King Louis died in 1180: Philip, his son, succeeded him, and married as his queen Isabelle of Hainault, thereby bringing the County of Artois into the French royal lands. He went on the Third Crusade, with Richard I of England and the Holy Roman Emperor Frederick I Barbarossa, but ill-health meant he had to leave the Holy Land early. His queen died, and he remarried, to Ingeborg of Denmark, but he refused to allow her the title of queen, confined her to a convent, and sought to have the marriage annulled by the Pope. He sought a new bride, found Marguerite of Geneva , but she was waylaid en route to him, by Thomas of Savoy, and married to him, on the basis that Philip was already wed. Finally Philip married Agnes of Merania, but this marriage was held bigamous by the Pope, who excommunicated Philip, and eventually Philip took back Ingeborg, and made her his queen.

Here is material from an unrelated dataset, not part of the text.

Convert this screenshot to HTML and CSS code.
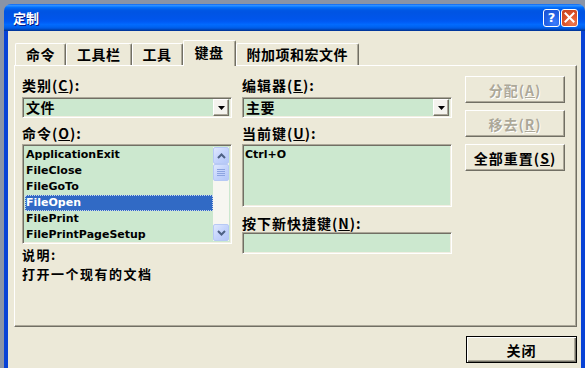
FILE: index.html
```html
<!DOCTYPE html>
<html lang="zh-CN">
<head>
<meta charset="utf-8">
<title>定制</title>
<link rel="stylesheet" href="styles.css">
</head>
<body>
<div class="window">
  <div class="titlebar">
    <span class="title">定制</span>
    <div class="tb-buttons">
      <span class="tb-btn tb-help">?</span>
      <span class="tb-btn tb-close">
        <svg width="11" height="11" viewBox="0 0 11 11"><path d="M1.5 1.5 L9.5 9.5 M9.5 1.5 L1.5 9.5" stroke="#fff" stroke-width="2" stroke-linecap="square"/></svg>
      </span>
    </div>
  </div>
  <div class="client">
    <div class="tabs">
      <div class="tab">命令</div>
      <div class="tab">工具栏</div>
      <div class="tab">工具</div>
      <div class="tab active">键盘</div>
      <div class="tab">附加项和宏文件</div>
    </div>
    <div class="panel">
      <div class="col col-left">
        <div class="lbl first">类别(<u>C</u>):</div>
        <div class="combo">
          <span class="combo-text">文件</span>
          <span class="combo-btn"><svg width="7" height="4" viewBox="0 0 7 4"><path d="M0 0 H7 L3.5 4 Z" fill="#000"/></svg></span>
        </div>
        <div class="lbl">命令(<u>O</u>):</div>
        <div class="listbox list-cmd">
          <div class="items">
            <div class="item">ApplicationExit</div>
            <div class="item">FileClose</div>
            <div class="item">FileGoTo</div>
            <div class="item selected">FileOpen</div>
            <div class="item">FilePrint</div>
            <div class="item">FilePrintPageSetup</div>
          </div>
          <div class="scrollbar">
            <div class="sb-btn">
              <svg width="9" height="6" viewBox="0 0 9 6"><path d="M1 5 L4.5 1.5 L8 5" fill="none" stroke="#4d6185" stroke-width="2"/></svg>
            </div>
            <div class="sb-thumb">
              <svg width="8" height="7" viewBox="0 0 8 7"><path d="M0 0.5 H8 M0 2.5 H8 M0 4.5 H8 M0 6.5 H8" stroke="#8ca4e0" stroke-width="1"/></svg>
            </div>
            <div class="sb-track"></div>
            <div class="sb-btn">
              <svg width="9" height="6" viewBox="0 0 9 6"><path d="M1 1 L4.5 4.5 L8 1" fill="none" stroke="#4d6185" stroke-width="2"/></svg>
            </div>
          </div>
        </div>
        <div class="desc desc-title">说明:</div>
        <div class="desc">打开一个现有的文档</div>
      </div>
      <div class="col col-mid">
        <div class="lbl first">编辑器(<u>E</u>):</div>
        <div class="combo">
          <span class="combo-text">主要</span>
          <span class="combo-btn"><svg width="7" height="4" viewBox="0 0 7 4"><path d="M0 0 H7 L3.5 4 Z" fill="#000"/></svg></span>
        </div>
        <div class="lbl">当前键(<u>U</u>):</div>
        <div class="listbox list-keys">
          <div class="items">
            <div class="item key">Ctrl+O</div>
          </div>
        </div>
        <div class="lbl lbl-new">按下新快捷键(<u>N</u>):</div>
        <div class="input"></div>
      </div>
      <div class="col col-right">
        <button class="btn disabled">分配(<u>A</u>)</button>
        <button class="btn disabled">移去(<u>R</u>)</button>
        <button class="btn">全部重置(<u>S</u>)</button>
      </div>
    </div>
    <div class="footer">
      <button class="btn default">关闭</button>
    </div>
  </div>
</div>
</body>
</html>
```

FILE: styles.css
```css
* { box-sizing: border-box; }
html, body { margin: 0; padding: 0; }
body {
  width: 585px;
  height: 368px;
  overflow: hidden;
  background: #8a94a6;
  font-family: "Noto Sans CJK SC", sans-serif;
  font-weight: 700;
  font-size: 14px;
  color: #000;
}
u { text-decoration: underline; text-underline-offset: 1px; }

.window {
  margin: 4px 0 0 4px;
  width: 581px;
  height: 364px;
  display: flex;
  flex-direction: column;
}

.titlebar {
  flex: none;
  height: 27px;
  border-radius: 7px 7px 0 0;
  background: linear-gradient(to bottom,
    #0058ee 0%, #3593ff 4%, #288eff 7%, #127dff 10%, #036ffc 13%,
    #0262ee 18%, #0057e5 24%, #0054e3 30%, #0055eb 56%, #005bf5 66%,
    #026afe 76%, #0062ef 86%, #0052d6 92%, #0040ab 96%, #003092 100%);
  display: flex;
  align-items: center;
  justify-content: space-between;
  padding: 0 7px 0 9px;
}
.title {
  color: #fff;
  font-size: 13px;
  line-height: 16px;
  text-shadow: 1px 1px #0a1883;
}
.tb-buttons { display: flex; gap: 1px; }
.tb-btn {
  width: 17px;
  height: 18px;
  border: 1px solid #fff;
  border-radius: 3px;
  display: flex;
  align-items: center;
  justify-content: center;
}
.tb-help {
  background: radial-gradient(circle at 70% 80%, #3c7dfc 0%, #2463e8 45%, #1a4fd0 100%);
  color: #fff;
  font-family: "DejaVu Sans", sans-serif;
  font-size: 13px;
  line-height: 16px;
}
.tb-close {
  background: radial-gradient(circle at 70% 80%, #f07c52 0%, #e0552c 45%, #c2401d 100%);
}

.client {
  flex: 1;
  background: #ece9d8;
  border-left: 4px solid #0842d6;
  border-right: 4px solid #0842d6;
  display: flex;
  flex-direction: column;
  padding: 0 4px 0 6px;
}

.tabs {
  flex: none;
  height: 34px;
  padding-top: 9px;
  margin-left: 1px;
  display: flex;
  align-items: flex-end;
  position: relative;
  z-index: 1;
}
.tab {
  height: 22px;
  padding: 0 10px;
  line-height: 20px;
  letter-spacing: 0.5px;
  background: #ece9d8;
  border-top: 1px solid #fff;
  border-left: 1px solid #fff;
  border-right: 1px solid #716f64;
  box-shadow: inset -1px 0 #aca899;
  border-radius: 2px 2px 0 0;
  white-space: nowrap;
}
.tab.active {
  height: 26px;
  margin-bottom: -1px;
  padding: 0 11px;
  line-height: 22px;
}

.panel {
  flex: none;
  height: 262px;
  border: 1px solid;
  border-color: #fff #716f64 #716f64 #fff;
  box-shadow: inset -1px -1px #aca899;
  display: flex;
  padding: 10px 0 0 7px;
}
.col { display: flex; flex-direction: column; }
.col-left { width: 210px; margin-right: 10px; }
.col-mid { width: 210px; margin-right: 13px; }
.col-right { width: 100px; gap: 7px; }

.lbl {
  height: 16px;
  line-height: 16px;
  letter-spacing: 1px;
  margin-top: 7px;
  white-space: nowrap;
}
.lbl.first { margin-top: 1px; }
.lbl.lbl-new { margin-top: 8px; }

.combo, .listbox, .input {
  background: #cce8cf;
  border: 1px solid;
  border-color: #aca899 #fff #fff #aca899;
  box-shadow: inset 1px 1px #716f64, inset -1px -1px #f1efe2;
}
.combo {
  margin-top: 4px;
  height: 21px;
  padding: 2px;
  display: flex;
  align-items: center;
}
.combo-text {
  flex: 1;
  padding-left: 1px;
  line-height: 17px;
  letter-spacing: 0.5px;
}
.combo-btn {
  width: 16px;
  height: 17px;
  background: #f4f3ee;
  border: 1px solid;
  border-color: #fff #716f64 #716f64 #fff;
  box-shadow: inset -1px -1px #aca899;
  display: flex;
  align-items: center;
  justify-content: center;
}

.listbox {
  margin-top: 3px;
  padding: 2px;
  display: flex;
}
.list-cmd { height: 100px; }
.list-keys { height: 63px; }
.items { flex: 1; min-width: 0; }
.item {
  height: 16px;
  line-height: 16px;
  padding-left: 1px;
  font-family: "DejaVu Sans", sans-serif;
  font-size: 11px;
  font-weight: 700;
  white-space: nowrap;
  overflow: hidden;
}
.item.selected {
  background: #316ac5;
  color: #fff;
  outline: 1px dotted #c9d6ee;
  outline-offset: -1px;
}
.item.key { padding-left: 0; }

.scrollbar {
  width: 16px;
  display: flex;
  flex-direction: column;
  background: #f7f6f1;
}
.sb-btn, .sb-thumb {
  height: 17px;
  flex: none;
  border: 1px solid #b7c9f5;
  border-radius: 2px;
  background: linear-gradient(135deg, #dfe8fe 0%, #c5d4fc 50%, #b4c7f8 100%);
  display: flex;
  align-items: center;
  justify-content: center;
}
.sb-track { flex: 1; }

.input {
  margin-top: 1px;
  height: 22px;
}

.btn {
  margin: 0;
  padding: 0;
  width: 100px;
  height: 27px;
  font: inherit;
  color: #000;
  letter-spacing: 1px;
  background: #ece9d8;
  border: 1px solid;
  border-color: #fff #716f64 #716f64 #fff;
  box-shadow: inset -1px -1px #aca899;
  display: flex;
  align-items: center;
  justify-content: center;
}
.btn.disabled {
  color: #aca899;
  text-shadow: 1px 1px #fff;
}
.btn.default {
  width: 111px;
  border: 1px solid #000;
  box-shadow: inset 1px 1px #fff, inset -1px -1px #716f64, inset -2px -2px #aca899;
}

.desc {
  font-size: 13px;
  line-height: 19px;
  letter-spacing: 1.5px;
  white-space: nowrap;
}
.desc-title { margin-top: 1px; }

.footer {
  display: flex;
  justify-content: flex-end;
  padding-top: 9px;
}
```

He incurred the dislike of the Pope (Innocent III) when he failed to support the crusade against the Cathars of the Languedoc, but he avoided any formal sanction because he also did noting to impede it. In 1223 he died, being succeeded by his son by Isabelle, Louis VIII
Louis (known as "the Lion") was married at the age of 12 to Blanche, princess of Castile (neice of John of England. In 1216 the English barons, tired of John, rose and offered the throne to Louis and, with his father's covert approval, Louis invaded and was proclaimed king. He entered London, and was accepted as ruler, and then captured over half the kingdom. Before he could be crowned, however, John died, and was succeeded by the 9-year-old Prince Henry (Henry III). The baronage switched allegiances to the young heir, and Louis was obliged to abandon his campaign and to return to France.
Louis succeeded his father in France but three years later he died, succeeded by his son, Louis, one of his 5 surviving children (a 6th was born posthumously).
Louis IX was 11 when he succeeded to the throne. His mother ruled as Regent during his minority.